For some insight on how verification may evolve, ECN picked the brain of an expert in the field.
Q: What changes need to be made to verification to enable AI/ML chip designs?
By Frank Schirrmeister, senior group director for product management, Cadence Design Systems
Given the uncertainty for first-time physical design at advanced technology nodes, functional verification of the designs needs to be watertight. To achieve that, users look for the best verification throughput with the most cycles executed per day, and investments in tool and man-hours. These must be combined with smart bug-hunting techniques to make the most efficient use of the cycles invested, finding the most bugs per day.

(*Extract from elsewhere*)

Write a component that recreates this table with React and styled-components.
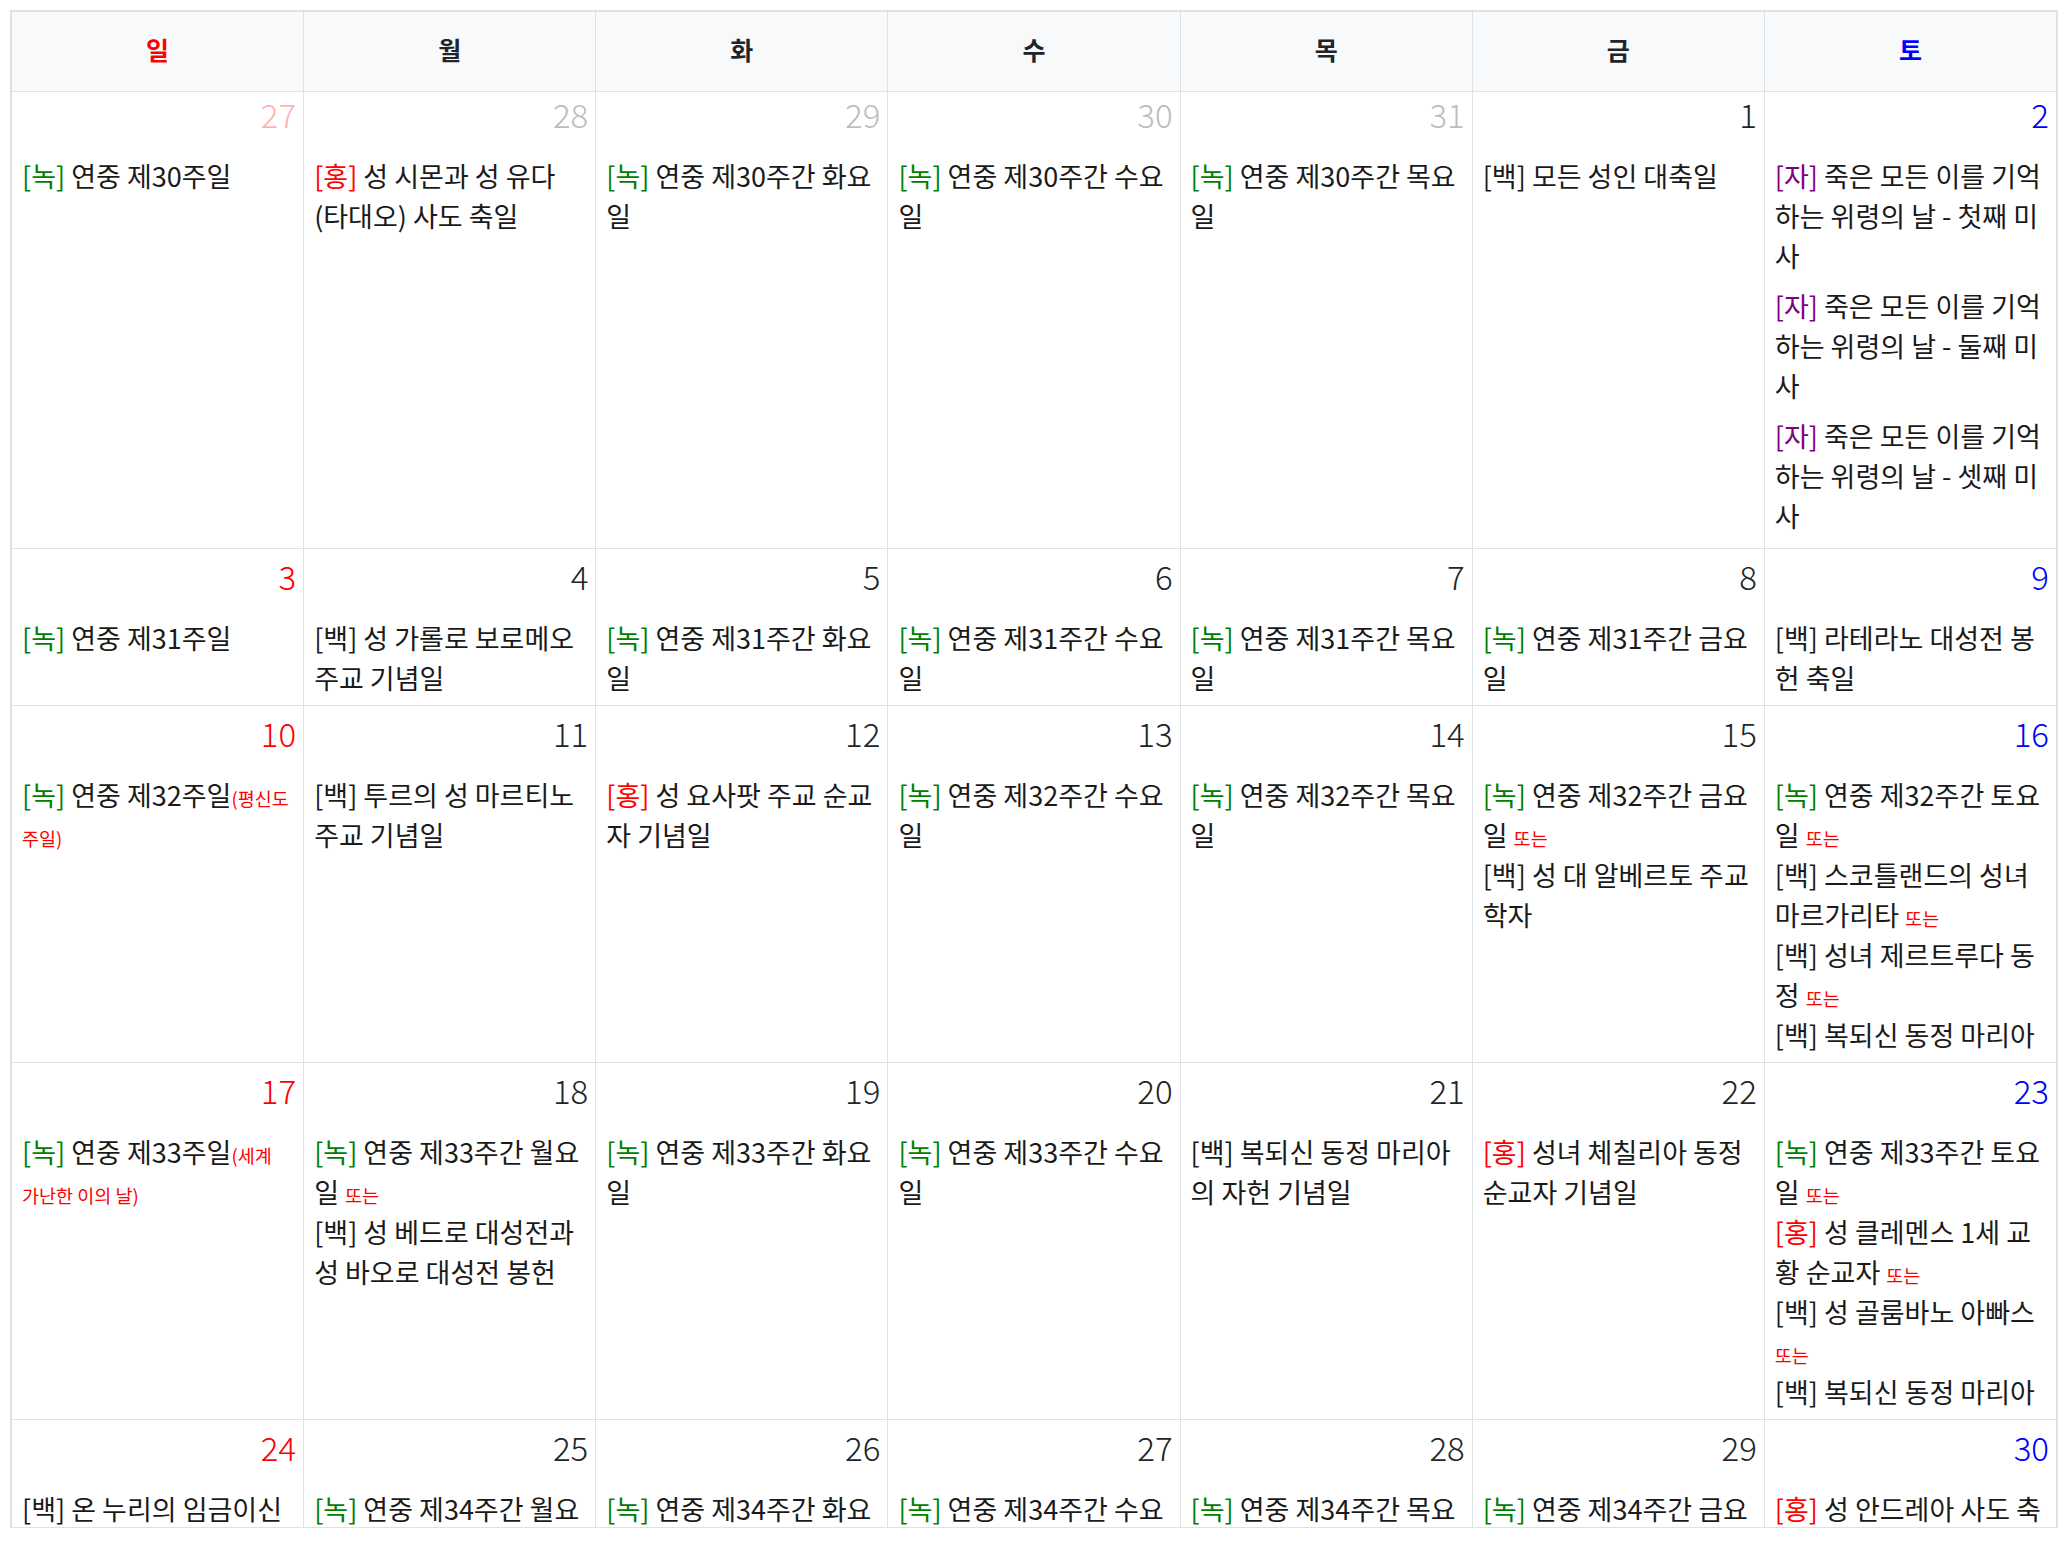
import React from "react";
import styled, { createGlobalStyle } from "styled-components";

const GlobalStyle = createGlobalStyle`
  html, body {
    margin: 0;
    padding: 0;
    background: #fff;
  }
  body {
    font-family: "Noto Sans CJK KR", "Noto Sans", sans-serif;
    color: #212529;
  }
`;

const Page = styled.div`
  padding: 10px 14px 0 10px;
`;

const Frame = styled.div`
  width: 2048px;
  height: 1518px;
  box-sizing: border-box;
  border: 1px solid #dee2e6;
  overflow: hidden;
`;

const Table = styled.table`
  width: 100%;
  border-collapse: collapse;
  table-layout: fixed;
`;

const toneColor = {
  sun: "#ff0000",
  sat: "#0000ff",
  none: "#212529",
};

const HeadCell = styled.th`
  height: 74px;
  padding: 0 0 5px;
  background: #f8f9fa;
  border: 1px solid #dee2e6;
  font-size: 25px;
  font-weight: 700;
  color: ${(p) => toneColor[p.$tone]};
`;

const Cell = styled.td`
  vertical-align: top;
  padding: ${(p) => (p.$first ? "2px 7px 12px 10px" : "7px 7px 7px 10px")};
  border: 1px solid #dee2e6;
`;

const DayNum = styled.div`
  text-align: right;
  font-size: 33px;
  font-weight: 300;
  line-height: 40px;
  color: ${(p) => toneColor[p.$tone]};
  opacity: ${(p) => (p.$out ? 0.3 : 1)};
`;

const Events = styled.div`
  margin-top: 22px;
  padding-right: 4px;
  font-size: 27px;
  line-height: 40px;
  color: #1a1a1a;
`;

const Block = styled.div`
  & + & {
    margin-top: 10px;
  }
`;

const tagColor = {
  녹: "#008000",
  홍: "#ff0000",
  자: "#800080",
  백: "#1a1a1a",
};

const Tag = styled.span`
  color: ${(p) => tagColor[p.$c]};
`;

const Small = styled.span`
  font-size: 18.5px;
  line-height: 1;
  color: #ff0000;
`;

const weeks = [
  [
    { d: 27, out: true, ev: [[{ c: "녹", t: "연중 제30주일" }]] },
    { d: 28, out: true, ev: [[{ c: "홍", t: "성 시몬과 성 유다(타대오) 사도 축일" }]] },
    { d: 29, out: true, ev: [[{ c: "녹", t: "연중 제30주간 화요일" }]] },
    { d: 30, out: true, ev: [[{ c: "녹", t: "연중 제30주간 수요일" }]] },
    { d: 31, out: true, ev: [[{ c: "녹", t: "연중 제30주간 목요일" }]] },
    { d: 1, ev: [[{ c: "백", t: "모든 성인 대축일" }]] },
    {
      d: 2,
      ev: [
        [{ c: "자", t: "죽은 모든 이를 기억하는 위령의 날 - 첫째 미사" }],
        [{ c: "자", t: "죽은 모든 이를 기억하는 위령의 날 - 둘째 미사" }],
        [{ c: "자", t: "죽은 모든 이를 기억하는 위령의 날 - 셋째 미사" }],
      ],
    },
  ],
  [
    { d: 3, ev: [[{ c: "녹", t: "연중 제31주일" }]] },
    { d: 4, ev: [[{ c: "백", t: "성 가롤로 보로메오 주교 기념일" }]] },
    { d: 5, ev: [[{ c: "녹", t: "연중 제31주간 화요일" }]] },
    { d: 6, ev: [[{ c: "녹", t: "연중 제31주간 수요일" }]] },
    { d: 7, ev: [[{ c: "녹", t: "연중 제31주간 목요일" }]] },
    { d: 8, ev: [[{ c: "녹", t: "연중 제31주간 금요일" }]] },
    { d: 9, ev: [[{ c: "백", t: "라테라노 대성전 봉헌 축일" }]] },
  ],
  [
    { d: 10, ev: [[{ c: "녹", t: "연중 제32주일", note: "(평신도 주일)" }]] },
    { d: 11, ev: [[{ c: "백", t: "투르의 성 마르티노 주교 기념일" }]] },
    { d: 12, ev: [[{ c: "홍", t: "성 요사팟 주교 순교자 기념일" }]] },
    { d: 13, ev: [[{ c: "녹", t: "연중 제32주간 수요일" }]] },
    { d: 14, ev: [[{ c: "녹", t: "연중 제32주간 목요일" }]] },
    {
      d: 15,
      ev: [
        [
          { c: "녹", t: "연중 제32주간 금요일" },
          { c: "백", t: "성 대 알베르토 주교 학자" },
        ],
      ],
    },
    {
      d: 16,
      ev: [
        [
          { c: "녹", t: "연중 제32주간 토요일" },
          { c: "백", t: "스코틀랜드의 성녀 마르가리타" },
          { c: "백", t: "성녀 제르트루다 동정" },
          { c: "백", t: "복되신 동정 마리아" },
        ],
      ],
    },
  ],
  [
    { d: 17, ev: [[{ c: "녹", t: "연중 제33주일", note: "(세계 가난한 이의 날)" }]] },
    {
      d: 18,
      ev: [
        [
          { c: "녹", t: "연중 제33주간 월요일" },
          { c: "백", t: "성 베드로 대성전과 성 바오로 대성전 봉헌" },
        ],
      ],
    },
    { d: 19, ev: [[{ c: "녹", t: "연중 제33주간 화요일" }]] },
    { d: 20, ev: [[{ c: "녹", t: "연중 제33주간 수요일" }]] },
    { d: 21, ev: [[{ c: "백", t: "복되신 동정 마리아의 자헌 기념일" }]] },
    { d: 22, ev: [[{ c: "홍", t: "성녀 체칠리아 동정 순교자 기념일" }]] },
    {
      d: 23,
      ev: [
        [
          { c: "녹", t: "연중 제33주간 토요일" },
          { c: "홍", t: "성 클레멘스 1세 교황 순교자" },
          { c: "백", t: "성 골룸바노 아빠스" },
          { c: "백", t: "복되신 동정 마리아" },
        ],
      ],
    },
  ],
  [
    { d: 24, ev: [[{ c: "백", t: "온 누리의 임금이신 예수 그리스도왕 대축일" }]] },
    { d: 25, ev: [[{ c: "녹", t: "연중 제34주간 월요일" }]] },
    { d: 26, ev: [[{ c: "녹", t: "연중 제34주간 화요일" }]] },
    { d: 27, ev: [[{ c: "녹", t: "연중 제34주간 수요일" }]] },
    { d: 28, ev: [[{ c: "녹", t: "연중 제34주간 목요일" }]] },
    { d: 29, ev: [[{ c: "녹", t: "연중 제34주간 금요일" }]] },
    { d: 30, ev: [[{ c: "홍", t: "성 안드레아 사도 축일" }]] },
  ],
];

const dayNames = ["일", "월", "화", "수", "목", "금", "토"];

const toneOf = (i) => (i === 0 ? "sun" : i === 6 ? "sat" : "none");

function DayCell({ day, col, first }) {
  return (
    <Cell $first={first}>
      <DayNum $tone={toneOf(col)} $out={day.out}>
        {day.d}
      </DayNum>
      <Events>
        {day.ev.map((items, bi) => (
          <Block key={bi}>
            {items.map((it, i) => (
              <React.Fragment key={i}>
                <Tag $c={it.c}>[{it.c}]</Tag> {it.t}
                {it.note && <Small>{it.note}</Small>}
                {i < items.length - 1 && (
                  <>
                    {" "}
                    <Small>또는</Small>
                    <br />
                  </>
                )}
              </React.Fragment>
            ))}
          </Block>
        ))}
      </Events>
    </Cell>
  );
}

export default function App() {
  return (
    <>
      <GlobalStyle />
      <Page>
        <Frame>
          <Table>
            <thead>
              <tr>
                {dayNames.map((n, i) => (
                  <HeadCell key={n} $tone={toneOf(i)}>
                    {n}
                  </HeadCell>
                ))}
              </tr>
            </thead>
            <tbody>
              {weeks.map((week, wi) => (
                <tr key={wi}>
                  {week.map((day, ci) => (
                    <DayCell key={ci} day={day} col={ci} first={wi === 0} />
                  ))}
                </tr>
              ))}
            </tbody>
          </Table>
        </Frame>
      </Page>
    </>
  );
}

To support these diverse requirements, verification engines must scale to billions of gate designs. With design teams running through the loop of compile, allocate, execute, and debug thousands of times, each individual step must be optimized, like it has been, for instance, in processor-based emulation. Compilation of the design can be done with a predictable, fast compile that can be achieved using parallelization. Given that AI/ML designs are often fairly regular, allocation of designs into the verification engines must support different design sizes, from IP in the MG range to sub-systems and SoCs in the billion-gate range, with the performance of the execution of designs needing to scale to billion-gate capacities. Finally, given the enormous amount of data generated using debug, flexibility of debug must span from streaming techniques, allowing specific known signals to be observed to the collection of all data over a certain amount of time for cases in which the area of debug is not yet known. This poses unique challenges on data transfer rates and triggers mechanisms to collect data.
Finally, from a systemic perspective, the analysis of AI/ML-specific IP integration becomes part of the verification process, and modeling of system environments—like HBM memories, for instance—must be supported.